There many changes that have taken place in the processing environment one of them being the forms of display. It is now beyond the historical 2D planimetric paper map. Today, one is able to display spatial information on a 3D view of the terrain. Virtual reality can transform the information from polygons to rendered objects of trees, lakes and buildings for near photographic realism. Immersive imaging enables the user to interactively pan and zoom in all directions within a display. Analysis of mapped data has become an important part of understanding and managing geographic space. This new perspective marks a turning point in the use of maps from one emphasizing physical description of geographic space, to one of interpreting mapped data, combining map layers and finally, to spatially characterizing and communicating complex spatial relationships.

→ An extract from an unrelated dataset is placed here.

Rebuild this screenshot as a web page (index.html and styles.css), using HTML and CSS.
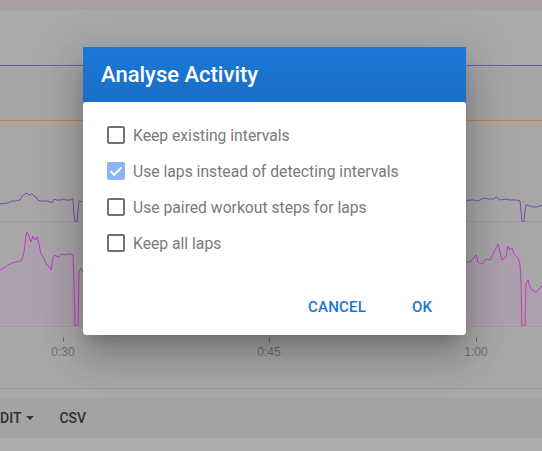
FILE: index.html
```html
<!DOCTYPE html>
<html>
<head>
<meta charset="utf-8">
<link rel="stylesheet" href="styles.css">
</head>
<body>
<div class="page">
  <div class="strip"></div>
  <div class="band band-a"></div>
  <div class="hline purple"></div>
  <div class="band band-b"></div>
  <div class="hline orange"></div>
  <div class="chart chart-1">
    <svg width="542" height="101" viewBox="0 0 542 101">
      <polyline fill="none" stroke="#6a54ae" stroke-width="1" points="0,83 8,82 12,80 16,80 20,79 22,75 25,73 27,72 29,74 32,73 34,75 36,76 38,79 41,80 44,80 47,80 50,81 52,82 54,78 57,79 60,79 64,78 66,79 70,79 72,78 73,78 74,95 75,101 77,101 78,90 79,80 82,81"/>
      <polyline fill="none" stroke="#6a54ae" stroke-width="1" points="466,80 470,79 474,79 478,80 484,77 488,78 494,78 496,76 498,77 500,79 506,78 510,79 516,79 520,80 521,90 522,101 524,101 525,90 526,84 528,84 530,85 533,86 537,86 540,85 542,84"/>
    </svg>
  </div>
  <div class="chart chart-2">
    <svg width="542" height="104" viewBox="0 0 542 104">
      <polygon fill="#b39ab6" fill-opacity="0.45" points="0,48 4,46 8,43 12,41 16,40 20,39 22,38 24,30 26,14 27,10 29,14 31,20 33,14 35,18 37,15 39,22 41,32 44,36 46,42 49,44 51,48 53,36 55,33 58,35 62,32 65,33 68,32 71,32 73,33 74,60 75,104 78,104 79,50 81,46 83,50 83,104 0,104"/>
      <polyline fill="none" stroke="#c13cc2" stroke-width="1" points="0,48 4,46 8,43 12,41 16,40 20,39 22,38 24,30 26,14 27,10 29,14 31,20 33,14 35,18 37,15 39,22 41,32 44,36 46,42 49,44 51,48 53,36 55,33 58,35 62,32 65,33 68,32 71,32 73,33 74,60 75,104 78,104 79,50 81,46 83,50"/>
      <polygon fill="#b39ab6" fill-opacity="0.45" points="466,40 470,40 474,35 476,33 478,40 482,42 486,37 490,38 494,30 496,26 498,22 500,30 502,38 506,35 508,24 510,28 512,26 514,32 518,36 520,42 521,60 522,104 525,104 526,62 528,58 530,65 532,68 536,70 540,66 542,64 542,104 466,104"/>
      <polyline fill="none" stroke="#c13cc2" stroke-width="1" points="466,40 470,40 474,35 476,33 478,40 482,42 486,37 490,38 494,30 496,26 498,22 500,30 502,38 506,35 508,24 510,28 512,26 514,32 518,36 520,42 521,60 522,104 525,104 526,62 528,58 530,65 532,68 536,70 540,66 542,64"/>
    </svg>
  </div>
  <div class="axis">
    <div class="tick t30"><span class="mark"></span><span class="lbl">0:30</span></div>
    <div class="tick t45"><span class="mark"></span><span class="lbl">0:45</span></div>
    <div class="tick t100"><span class="mark"></span><span class="lbl">1:00</span></div>
  </div>
  <div class="hline grey"></div>
  <div class="gap"></div>
  <div class="toolbar">
    <span class="tool edit">DIT <span class="caret"></span></span>
    <span class="tool">CSV</span>
  </div>
  <div class="bottom"></div>

  <div class="dialog">
    <div class="dialog-title">Analyse Activity</div>
    <div class="dialog-card">
      <div class="options">
        <label class="opt"><span class="box"></span><span class="txt">Keep existing intervals</span></label>
        <label class="opt"><span class="box checked"><svg width="18" height="18" viewBox="0 0 18 18"><path d="M3.5 9.2 L7.2 12.8 L14.6 5.4" fill="none" stroke="#ffffff" stroke-width="2"/></svg></span><span class="txt">Use laps instead of detecting intervals</span></label>
        <label class="opt"><span class="box"></span><span class="txt">Use paired workout steps for laps</span></label>
        <label class="opt"><span class="box"></span><span class="txt">Keep all laps</span></label>
      </div>
      <div class="actions">
        <button class="btn">CANCEL</button>
        <button class="btn">OK</button>
      </div>
    </div>
  </div>
</div>
</body>
</html>
```
FILE: styles.css
```css
html, body {
  margin: 0;
  padding: 0;
}
body {
  width: 542px;
  height: 451px;
  overflow: hidden;
  background: #a9a9a9;
  font-family: Roboto, "Liberation Sans", Arial, sans-serif;
}
.page {
  position: relative;
  width: 542px;
  height: 451px;
  overflow: hidden;
}
.strip { height: 10px; background: #a89fa3; }
.band-a { height: 55px; background: #a9a9a9; }
.band-b { height: 54px; background: #a6a5a8; }
.hline { height: 1px; }
.hline.purple { background: #6d5cab; }
.hline.orange { background: #cc8440; }
.hline.grey { background: #9c9c9c; }
.chart svg { display: block; }
.chart-1 {
  height: 101px;
  background: #a9a6a6;
  border-bottom: 1px solid #9e9c9d;
  box-sizing: border-box;
}
.chart-2 {
  height: 105px;
  background: #a8a6a8;
  border-bottom: 1px solid #9e9c9d;
  box-sizing: border-box;
}
.axis {
  height: 61px;
  background: #a8a8a8;
  display: flex;
}
.tick {
  display: flex;
  flex-direction: column;
  align-items: center;
  width: 40px;
  padding-top: 10px;
}
.t30 { margin-left: 43px; }
.t45 { margin-left: 166px; }
.t100 { margin-left: 167px; }
.mark {
  width: 1px;
  height: 5px;
  background: #707070;
}
.lbl {
  margin-top: 3px;
  font-family: "Liberation Sans", Arial, sans-serif;
  font-size: 12px;
  color: #727272;
  line-height: 14px;
}
.gap { height: 9px; background: #a9a9a9; }
.toolbar {
  height: 40px;
  background: #a3a3a3;
  display: flex;
  align-items: center;
  gap: 25px;
  padding-left: 0;
}
.tool {
  font-size: 14px;
  font-weight: 500;
  color: #2f2f2f;
  display: flex;
  align-items: center;
}
.caret {
  display: inline-block;
  width: 0;
  height: 0;
  border-left: 4px solid transparent;
  border-right: 4px solid transparent;
  border-top: 4px solid #333;
  margin-left: 5px;
}
.bottom { height: 14px; background: #ababab; }

.dialog {
  position: absolute;
  left: 83px;
  top: 47px;
  width: 383px;
  box-shadow: 0 11px 15px -7px rgba(0,0,0,.2), 0 24px 38px 3px rgba(0,0,0,.14), 0 9px 46px 8px rgba(0,0,0,.12);
  border-radius: 4px;
}
.dialog-title {
  height: 55px;
  background: linear-gradient(#1a78d5, #1a6fc7);
  color: #fff;
  font-size: 22px;
  font-weight: 500;
  padding-left: 18px;
  display: flex;
  align-items: center;
  box-sizing: border-box;
  padding-top: 0;
}
.dialog-card {
  background: #fff;
  border-radius: 4px;
  height: 233px;
  display: flex;
  flex-direction: column;
  box-sizing: border-box;
  padding: 22px 0 0 24px;
}
.options {
  display: flex;
  flex-direction: column;
  gap: 14px;
}
.opt {
  display: flex;
  align-items: center;
  height: 22px;
  gap: 8px;
}
.box {
  width: 18px;
  height: 18px;
  box-sizing: border-box;
  border: 2px solid #737373;
  border-radius: 2px;
  flex: none;
}
.box.checked {
  border: none;
  background: #8ab4f8;
}
.box svg { display: block; }
.txt {
  font-size: 15.7px;
  color: #7a7a7a;
}
.actions {
  margin-top: auto;
  display: flex;
  justify-content: flex-end;
  gap: 8px;
  padding: 0 12px 10px 0;
}
.btn {
  background: none;
  border: none;
  font-family: inherit;
  font-size: 15px;
  font-weight: 500;
  color: #1976d2;
  min-width: 64px;
  height: 36px;
  padding: 0 16px;
  letter-spacing: 0.2px;
}
```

This movement from “where is what” (descriptive) to “so what and why” (prescriptive) has set the stage for entirely new geospatial concepts and tools.
The importance of Geographic Information Systems (GIS) can hardly be overemphasized in today’s academic and professional arena. More professionals and academics have been using GIS than ever – urban & regional planners, civil engineers, geographers, spatial economists, sociologists, environmental scientists, criminal justice professionals, political scientists, and alike.
GIS has proved to have ability to solve many problems affecting the humanity today and therefore there is need for it to be taught in institutions in
All departments not only in Geospatial fields. This will help our country to solve issues such as insecurity, famine, flooding and urban planning to avoid congestion .It will also help in improving the economy of our country through its application in tourism management and identification of location of businesses where maximum profit can be made.